Adding a complication to the search for life on Mars, new surface maps reveal that the history of the red planet may have been cool and dry, according to Denver-based scientists at the U.S. Geological Survey.
By using an instrument aboard the spacecraft that orbits Mars, scientists can take thermal "pictures" that reveal the types of minerals on the planet surface.
Scientists Roger Clark and Tom Hoefen completed 500 trillion calculations to combine all the data from the survey into surface maps that cover 75 percent of the planet. From the maps, they discovered large expanses of olivine - known to change into another mineral in the presence of liquid water.

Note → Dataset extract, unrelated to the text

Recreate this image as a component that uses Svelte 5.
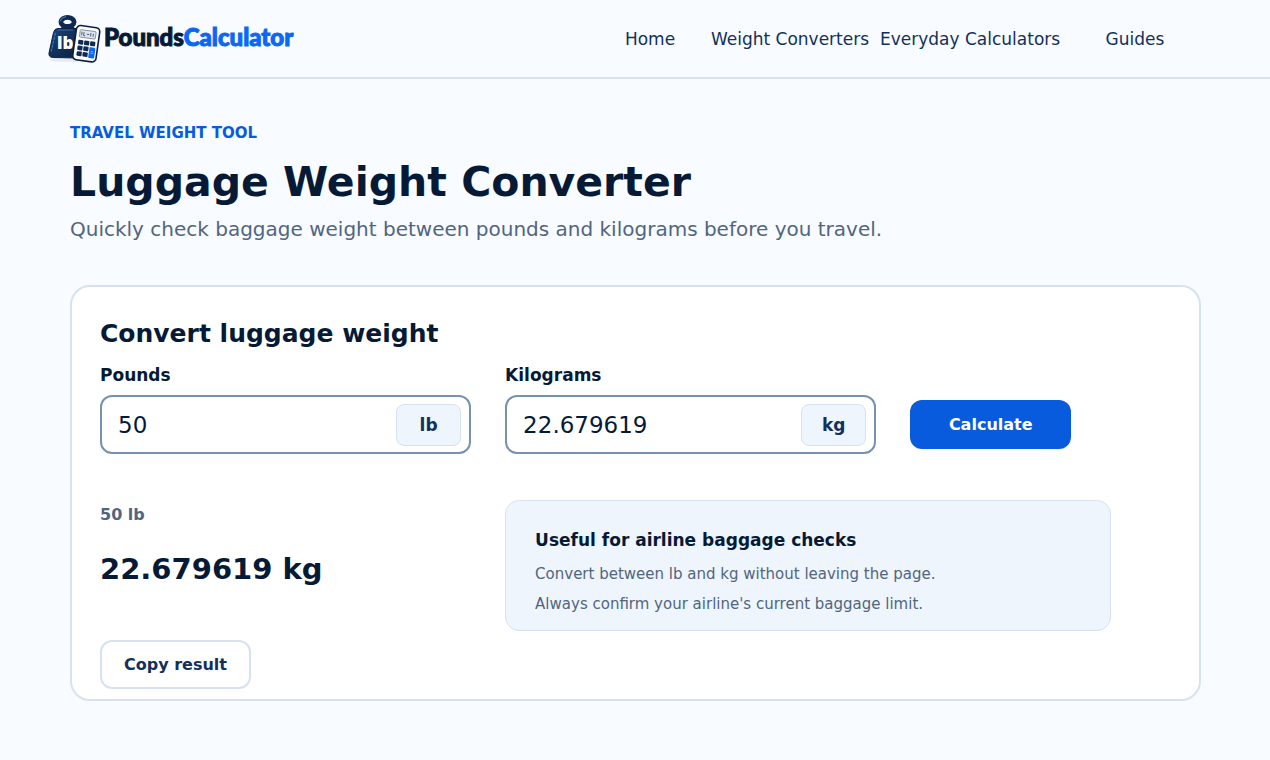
<script>
  const KG_PER_LB = 0.45359237;

  const links = ["Home", "Weight Converters", "Everyday Calculators", "Guides"];

  let pounds = $state("50");
  let kilograms = $state("22.679619");
  let lastEdited = $state("lb");
  let result = $state({ from: "50 lb", to: "22.679619 kg" });

  // max 6 decimals, no trailing zeros
  function format(value) {
    return String(Number(value.toFixed(6)));
  }

  function calculate(event) {
    event.preventDefault();
    if (lastEdited === "lb") {
      const value = Number(pounds);
      if (Number.isNaN(value)) return;
      kilograms = format(value * KG_PER_LB);
      result = { from: `${pounds} lb`, to: `${kilograms} kg` };
    } else {
      const value = Number(kilograms);
      if (Number.isNaN(value)) return;
      pounds = format(value / KG_PER_LB);
      result = { from: `${kilograms} kg`, to: `${pounds} lb` };
    }
  }

  function copyResult() {
    navigator.clipboard?.writeText(result.to);
  }
</script>

<header class="site-header">
  <a class="brand" href="#home">
    <svg class="brand-icon" width="56" height="52" viewBox="0 0 56 52" aria-hidden="true">
      <defs>
        <linearGradient id="weight" x1="0" y1="0" x2="1" y2="1">
          <stop offset="0" stop-color="#1d4a84" />
          <stop offset="0.35" stop-color="#143561" />
          <stop offset="1" stop-color="#0a1f40" />
        </linearGradient>
      </defs>
      <ellipse cx="28" cy="47" rx="25" ry="2" fill="#e3ebf5" />
      <path d="M16 11 H28 Q27 14 30 17 H13 Q17 14 16 11 Z" fill="#0f2a50" />
      <ellipse cx="21.500" cy="9" rx="6.600" ry="4.600" fill="none" stroke="#0f2a50" stroke-width="4.800" />
      <path d="M14 8.500 Q15 4.500 20 3.600" fill="none" stroke="#5b80a8" stroke-width="1" />
      <path
        d="M12 15.500 H31 Q34 15.500 34 19 L36 42 Q36 45 33 45 L6.500 44.500 Q2.500 44 3 40 L7.500 19.500 Q8.500 15.500 12 15.500 Z"
        fill="url(#weight)"
        stroke="#0b2144"
        stroke-width="1"
      />
      <path d="M9.500 20 L5 39" fill="none" stroke="#2f78cf" stroke-width="1.200" stroke-dasharray="3 1" />
      <path d="M12 17 H27" fill="none" stroke="#3977bc" stroke-width="0.800" />
      <text class="brand-lb" x="11" y="36">lb</text>
      <g transform="translate(31 12) rotate(8)">
        <rect x="0" y="0" width="23.500" height="34.500" rx="4" fill="#fff" stroke="#0b2144" stroke-width="1.600" />
        <rect x="4" y="4" width="16" height="7.500" rx="1" fill="#dce6ef" stroke="#60728a" stroke-width="0.700" />
        <path d="M6 6v3.500M8 6v3.500h1.500M11 7.800h2.500M15 6v3.500M17.500 6.500v3" fill="none" stroke="#35495f" stroke-width="0.800" />
        <g fill="#0f2a50">
          <rect x="3.500" y="14.200" width="5.200" height="4.600" rx="1" />
          <rect x="9.500" y="14.200" width="5.200" height="4.600" rx="1" />
          <rect x="15.500" y="14.200" width="5.200" height="4.600" rx="1" />
          <rect x="3.500" y="20" width="5.200" height="4.600" rx="1" />
          <rect x="9.500" y="20" width="5.200" height="4.600" rx="1" />
          <rect x="3.500" y="25.800" width="5.200" height="4.600" rx="1" />
          <rect x="9.500" y="25.800" width="5.200" height="4.600" rx="1" />
        </g>
        <rect x="15.500" y="20" width="6" height="11" rx="1.200" fill="#0b68f5" />
        <path d="M17.200 24.300h2.500M17.200 26h2.500" stroke="#b9d6ff" stroke-width="0.600" />
      </g>
    </svg>
    <span class="brand-name">Pounds<span class="accent">Calculator</span></span>
  </a>
  <nav class="nav" aria-label="Main">
    {#each links as link}
      <a href="#{link.toLowerCase().replace(' ', '-')}">{link}</a>
    {/each}
  </nav>
</header>

<main>
  <p class="eyebrow">TRAVEL WEIGHT TOOL</p>
  <h1>Luggage Weight Converter</h1>
  <p class="intro">Quickly check baggage weight between pounds and kilograms before you travel.</p>

  <section class="card">
    <h2>Convert luggage weight</h2>

    <form class="row" onsubmit={calculate}>
      <div class="field">
        <label for="pounds">Pounds</label>
        <div class="input-box">
          <input
            id="pounds"
            type="text"
            inputmode="decimal"
            bind:value={pounds}
            oninput={() => (lastEdited = "lb")}
          />
          <span class="unit">lb</span>
        </div>
      </div>
      <div class="field">
        <label for="kilograms">Kilograms</label>
        <div class="input-box">
          <input
            id="kilograms"
            type="text"
            inputmode="decimal"
            bind:value={kilograms}
            oninput={() => (lastEdited = "kg")}
          />
          <span class="unit">kg</span>
        </div>
      </div>
      <button class="calculate" type="submit">Calculate</button>
    </form>

    <div class="row results">
      <div class="result">
        <p class="result-from">{result.from}</p>
        <p class="result-to">{result.to}</p>
        <button class="copy" type="button" onclick={copyResult}>Copy result</button>
      </div>
      <aside class="note">
        <h3>Useful for airline baggage checks</h3>
        <p>Convert between lb and kg without leaving the page.</p>
        <p>Always confirm your airline's current baggage limit.</p>
      </aside>
    </div>
  </section>
</main>

<style>
  :global(body) {
    margin: 0;
    background: #f8fbff;
    color: #061a36;
    font-family: "DejaVu Sans", sans-serif;
  }

  h1,
  h2,
  h3,
  p {
    margin: 0;
  }

  .site-header {
    display: flex;
    align-items: center;
    justify-content: space-between;
    height: 77px;
    padding: 0 60px 0 46px;
    border-bottom: 2px solid #d6e2f0;
  }

  .brand {
    display: flex;
    align-items: center;
    gap: 2px;
    color: #061a36;
    text-decoration: none;
  }

  .brand-lb {
    fill: #fff;
    font: 800 17px "Open Sans", sans-serif;
  }

  .brand-name {
    padding-bottom: 4px;
    font: 900 24px/28px Lato, sans-serif;
    -webkit-text-stroke: 1px currentColor;
  }

  .accent {
    color: #0b68f5;
  }

  .nav {
    display: grid;
    grid-template-columns: 100px 180px 180px 150px;
    text-align: center;
  }

  .nav a {
    color: #12305b;
    font-size: 17px;
    line-height: 24px;
    text-decoration: none;
    white-space: nowrap;
  }

  main {
    padding: 44px 69px 44px 70px;
  }

  .eyebrow {
    color: #075bdc;
    font-size: 15px;
    font-weight: 700;
    line-height: 20px;
  }

  h1 {
    margin-top: 14px;
    font-size: 41px;
    line-height: 50px;
  }

  .intro {
    margin-top: 8px;
    color: #52657f;
    font-size: 20px;
    line-height: 28px;
  }

  .card {
    margin-top: 42px;
    padding: 28px 28px 10px;
    background: #fff;
    border: 2px solid #d6e2f0;
    border-radius: 20px;
  }

  h2 {
    font-size: 25px;
    line-height: 38px;
  }

  .row {
    display: grid;
    grid-template-columns: minmax(0, 37fr) minmax(0, 37fr) minmax(0, 26fr);
    column-gap: 34px;
  }

  form.row {
    align-items: end;
    margin-top: 10px;
  }

  label {
    display: block;
    margin-bottom: 8px;
    font-size: 17px;
    font-weight: 700;
    line-height: 24px;
  }

  .input-box {
    display: flex;
    align-items: center;
    padding: 7px 8px 6px 16px;
    border: 2px solid #7892ad;
    border-radius: 12px;
  }

  input {
    flex: 1;
    min-width: 0;
    padding: 0;
    border: 0;
    outline: 0;
    background: none;
    color: #061a36;
    font: 23px/32px "DejaVu Sans", sans-serif;
  }

  .input-box:focus-within {
    border-color: #075bdc;
  }

  .unit {
    width: 63px;
    border: 1px solid #d6e2f0;
    border-radius: 8px;
    background: #eef5fd;
    color: #12305b;
    font-size: 17px;
    font-weight: 700;
    line-height: 40px;
    text-align: center;
  }

  button {
    height: 49px;
    border-radius: 12px;
    font: 700 16px "DejaVu Sans", sans-serif;
    cursor: pointer;
  }

  .calculate {
    justify-self: start;
    width: 161px;
    margin-bottom: 5px;
    border: 0;
    background: #075bdc;
    color: #fff;
  }

  .results {
    align-items: start;
    margin-top: 46px;
  }

  .result-from {
    color: #52657f;
    font-size: 16px;
    font-weight: 700;
    line-height: 30px;
  }

  .result-to {
    margin-top: 19px;
    font-size: 29px;
    font-weight: 700;
    line-height: 40px;
  }

  .copy {
    width: 151px;
    margin-top: 51px;
    border: 2px solid #d6e2f0;
    background: #fff;
    color: #12305b;
  }

  .note {
    grid-column: 2 / 4;
    margin-right: 60px;
    padding: 24px 29px 11px;
    border: 1px solid #d6e2f0;
    border-radius: 14px;
    background: #eef5fd;
  }

  .note h3 {
    margin-bottom: 4px;
    font-size: 17px;
    line-height: 30px;
  }

  .note p {
    color: #52657f;
    font-size: 15px;
    line-height: 30px;
  }
</style>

Their discovery contradicts former theories that Mars was warm and wet in its past - the olivine would not be present on the planet's surface if water had run over it or had rained on it.
Clark presented the discovery at the annual meeting of American Astronomical Society Division of Planetary Sciences in Pasadena, Calif., on Friday. Clark and Hoefen could not be reached for comment after the presentation.
"We just wouldn't see olivine in a wet, moist environment," said Gregg Swayze, a geophysicist at the survey. "There are no clays or carbonates or limestone on Mars either. You would expect clays and these other things if liquid water was on it at some point."
Swayze, who did not participate in his colleagues' research, said the valleys on Mars, thought by some to have been carved by rivers, were more likely created by flows of cold liquid and gas carbon dioxide carrying debris. The flow would be similar to that of a glacier, but very fast.
When Swayze passed along a study explaining this theory to Clark and Hoefen, "it just clicked," Swayze said. That paper was recently published in the scientific journal, Icarus, by an Australian scientist.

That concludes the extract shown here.